**PROBLEM DETAILS:**
Exactly reproduce the lines that follow.

(Stored data)
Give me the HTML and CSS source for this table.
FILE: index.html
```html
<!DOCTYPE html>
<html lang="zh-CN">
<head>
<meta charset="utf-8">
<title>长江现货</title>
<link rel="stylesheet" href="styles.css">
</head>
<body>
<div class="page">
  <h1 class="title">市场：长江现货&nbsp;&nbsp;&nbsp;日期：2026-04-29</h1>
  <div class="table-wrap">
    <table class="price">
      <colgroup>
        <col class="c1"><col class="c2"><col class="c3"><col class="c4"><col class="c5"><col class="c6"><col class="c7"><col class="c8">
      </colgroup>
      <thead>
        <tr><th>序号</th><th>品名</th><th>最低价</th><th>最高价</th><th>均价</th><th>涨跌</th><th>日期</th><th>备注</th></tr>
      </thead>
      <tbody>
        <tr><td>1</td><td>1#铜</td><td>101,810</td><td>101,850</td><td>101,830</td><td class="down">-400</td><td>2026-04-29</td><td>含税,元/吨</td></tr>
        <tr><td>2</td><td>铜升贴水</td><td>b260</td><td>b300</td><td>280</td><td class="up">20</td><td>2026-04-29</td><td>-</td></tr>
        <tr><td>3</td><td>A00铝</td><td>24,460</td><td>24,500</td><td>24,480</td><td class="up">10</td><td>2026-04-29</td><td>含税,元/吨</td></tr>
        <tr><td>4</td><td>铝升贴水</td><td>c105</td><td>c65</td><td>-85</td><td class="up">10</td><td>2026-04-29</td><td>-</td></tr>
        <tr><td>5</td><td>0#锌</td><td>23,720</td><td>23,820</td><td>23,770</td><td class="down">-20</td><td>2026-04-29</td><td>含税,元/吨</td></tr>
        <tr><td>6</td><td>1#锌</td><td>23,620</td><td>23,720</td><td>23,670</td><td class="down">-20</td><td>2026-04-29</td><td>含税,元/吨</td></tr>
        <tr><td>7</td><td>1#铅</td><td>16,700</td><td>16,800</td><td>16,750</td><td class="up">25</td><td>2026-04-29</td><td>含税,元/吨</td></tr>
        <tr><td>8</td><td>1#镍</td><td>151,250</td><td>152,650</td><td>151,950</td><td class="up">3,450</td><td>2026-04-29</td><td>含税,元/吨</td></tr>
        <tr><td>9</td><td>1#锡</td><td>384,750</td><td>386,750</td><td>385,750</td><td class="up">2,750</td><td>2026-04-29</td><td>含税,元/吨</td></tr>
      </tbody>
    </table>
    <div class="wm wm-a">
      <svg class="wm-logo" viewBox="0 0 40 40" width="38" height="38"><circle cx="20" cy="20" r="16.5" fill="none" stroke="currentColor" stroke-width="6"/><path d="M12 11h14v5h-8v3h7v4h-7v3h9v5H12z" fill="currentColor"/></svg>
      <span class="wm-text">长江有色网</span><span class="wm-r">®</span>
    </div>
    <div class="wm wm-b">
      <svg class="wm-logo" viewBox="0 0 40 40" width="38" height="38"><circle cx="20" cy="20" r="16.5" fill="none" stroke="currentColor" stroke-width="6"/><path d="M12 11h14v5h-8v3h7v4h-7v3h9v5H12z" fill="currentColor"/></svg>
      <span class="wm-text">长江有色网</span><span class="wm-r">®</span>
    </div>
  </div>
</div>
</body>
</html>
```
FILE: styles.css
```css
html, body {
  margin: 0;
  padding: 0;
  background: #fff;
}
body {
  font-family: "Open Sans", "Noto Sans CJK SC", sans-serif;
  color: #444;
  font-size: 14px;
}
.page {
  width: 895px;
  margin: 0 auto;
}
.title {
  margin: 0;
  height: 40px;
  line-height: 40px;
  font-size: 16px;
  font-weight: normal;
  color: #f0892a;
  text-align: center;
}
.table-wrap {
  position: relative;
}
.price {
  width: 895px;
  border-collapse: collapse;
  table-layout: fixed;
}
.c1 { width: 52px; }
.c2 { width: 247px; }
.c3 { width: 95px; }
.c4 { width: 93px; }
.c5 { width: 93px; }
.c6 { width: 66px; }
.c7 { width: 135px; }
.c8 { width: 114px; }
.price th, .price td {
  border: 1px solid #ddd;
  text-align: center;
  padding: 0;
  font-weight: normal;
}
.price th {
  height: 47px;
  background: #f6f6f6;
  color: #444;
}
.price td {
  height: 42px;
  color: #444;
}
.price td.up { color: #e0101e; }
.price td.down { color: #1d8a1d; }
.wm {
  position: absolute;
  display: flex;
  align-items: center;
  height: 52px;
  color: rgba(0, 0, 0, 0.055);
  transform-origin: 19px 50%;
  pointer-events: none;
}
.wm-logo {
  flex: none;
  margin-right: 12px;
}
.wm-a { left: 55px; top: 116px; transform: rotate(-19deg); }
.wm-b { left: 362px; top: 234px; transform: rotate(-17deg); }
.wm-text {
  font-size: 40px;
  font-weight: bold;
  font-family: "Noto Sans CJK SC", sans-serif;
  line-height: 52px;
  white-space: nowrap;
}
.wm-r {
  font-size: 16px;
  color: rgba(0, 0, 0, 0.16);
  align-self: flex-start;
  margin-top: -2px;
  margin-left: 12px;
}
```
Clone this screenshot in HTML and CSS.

**COMPLETE ANSWER:**
Give me the HTML and CSS source for this table.
FILE: index.html
```html
<!DOCTYPE html>
<html lang="zh-CN">
<head>
<meta charset="utf-8">
<title>长江现货</title>
<link rel="stylesheet" href="styles.css">
</head>
<body>
<div class="page">
  <h1 class="title">市场：长江现货&nbsp;&nbsp;&nbsp;日期：2026-04-29</h1>
  <div class="table-wrap">
    <table class="price">
      <colgroup>
        <col class="c1"><col class="c2"><col class="c3"><col class="c4"><col class="c5"><col class="c6"><col class="c7"><col class="c8">
      </colgroup>
      <thead>
        <tr><th>序号</th><th>品名</th><th>最低价</th><th>最高价</th><th>均价</th><th>涨跌</th><th>日期</th><th>备注</th></tr>
      </thead>
      <tbody>
        <tr><td>1</td><td>1#铜</td><td>101,810</td><td>101,850</td><td>101,830</td><td class="down">-400</td><td>2026-04-29</td><td>含税,元/吨</td></tr>
        <tr><td>2</td><td>铜升贴水</td><td>b260</td><td>b300</td><td>280</td><td class="up">20</td><td>2026-04-29</td><td>-</td></tr>
        <tr><td>3</td><td>A00铝</td><td>24,460</td><td>24,500</td><td>24,480</td><td class="up">10</td><td>2026-04-29</td><td>含税,元/吨</td></tr>
        <tr><td>4</td><td>铝升贴水</td><td>c105</td><td>c65</td><td>-85</td><td class="up">10</td><td>2026-04-29</td><td>-</td></tr>
        <tr><td>5</td><td>0#锌</td><td>23,720</td><td>23,820</td><td>23,770</td><td class="down">-20</td><td>2026-04-29</td><td>含税,元/吨</td></tr>
        <tr><td>6</td><td>1#锌</td><td>23,620</td><td>23,720</td><td>23,670</td><td class="down">-20</td><td>2026-04-29</td><td>含税,元/吨</td></tr>
        <tr><td>7</td><td>1#铅</td><td>16,700</td><td>16,800</td><td>16,750</td><td class="up">25</td><td>2026-04-29</td><td>含税,元/吨</td></tr>
        <tr><td>8</td><td>1#镍</td><td>151,250</td><td>152,650</td><td>151,950</td><td class="up">3,450</td><td>2026-04-29</td><td>含税,元/吨</td></tr>
        <tr><td>9</td><td>1#锡</td><td>384,750</td><td>386,750</td><td>385,750</td><td class="up">2,750</td><td>2026-04-29</td><td>含税,元/吨</td></tr>
      </tbody>
    </table>
    <div class="wm wm-a">
      <svg class="wm-logo" viewBox="0 0 40 40" width="38" height="38"><circle cx="20" cy="20" r="16.5" fill="none" stroke="currentColor" stroke-width="6"/><path d="M12 11h14v5h-8v3h7v4h-7v3h9v5H12z" fill="currentColor"/></svg>
      <span class="wm-text">长江有色网</span><span class="wm-r">®</span>
    </div>
    <div class="wm wm-b">
      <svg class="wm-logo" viewBox="0 0 40 40" width="38" height="38"><circle cx="20" cy="20" r="16.5" fill="none" stroke="currentColor" stroke-width="6"/><path d="M12 11h14v5h-8v3h7v4h-7v3h9v5H12z" fill="currentColor"/></svg>
      <span class="wm-text">长江有色网</span><span class="wm-r">®</span>
    </div>
  </div>
</div>
</body>
</html>
```
FILE: styles.css
```css
html, body {
  margin: 0;
  padding: 0;
  background: #fff;
}
body {
  font-family: "Open Sans", "Noto Sans CJK SC", sans-serif;
  color: #444;
  font-size: 14px;
}
.page {
  width: 895px;
  margin: 0 auto;
}
.title {
  margin: 0;
  height: 40px;
  line-height: 40px;
  font-size: 16px;
  font-weight: normal;
  color: #f0892a;
  text-align: center;
}
.table-wrap {
  position: relative;
}
.price {
  width: 895px;
  border-collapse: collapse;
  table-layout: fixed;
}
.c1 { width: 52px; }
.c2 { width: 247px; }
.c3 { width: 95px; }
.c4 { width: 93px; }
.c5 { width: 93px; }
.c6 { width: 66px; }
.c7 { width: 135px; }
.c8 { width: 114px; }
.price th, .price td {
  border: 1px solid #ddd;
  text-align: center;
  padding: 0;
  font-weight: normal;
}
.price th {
  height: 47px;
  background: #f6f6f6;
  color: #444;
}
.price td {
  height: 42px;
  color: #444;
}
.price td.up { color: #e0101e; }
.price td.down { color: #1d8a1d; }
.wm {
  position: absolute;
  display: flex;
  align-items: center;
  height: 52px;
  color: rgba(0, 0, 0, 0.055);
  transform-origin: 19px 50%;
  pointer-events: none;
}
.wm-logo {
  flex: none;
  margin-right: 12px;
}
.wm-a { left: 55px; top: 116px; transform: rotate(-19deg); }
.wm-b { left: 362px; top: 234px; transform: rotate(-17deg); }
.wm-text {
  font-size: 40px;
  font-weight: bold;
  font-family: "Noto Sans CJK SC", sans-serif;
  line-height: 52px;
  white-space: nowrap;
}
.wm-r {
  font-size: 16px;
  color: rgba(0, 0, 0, 0.16);
  align-self: flex-start;
  margin-top: -2px;
  margin-left: 12px;
}
```
Clone this screenshot in HTML and CSS.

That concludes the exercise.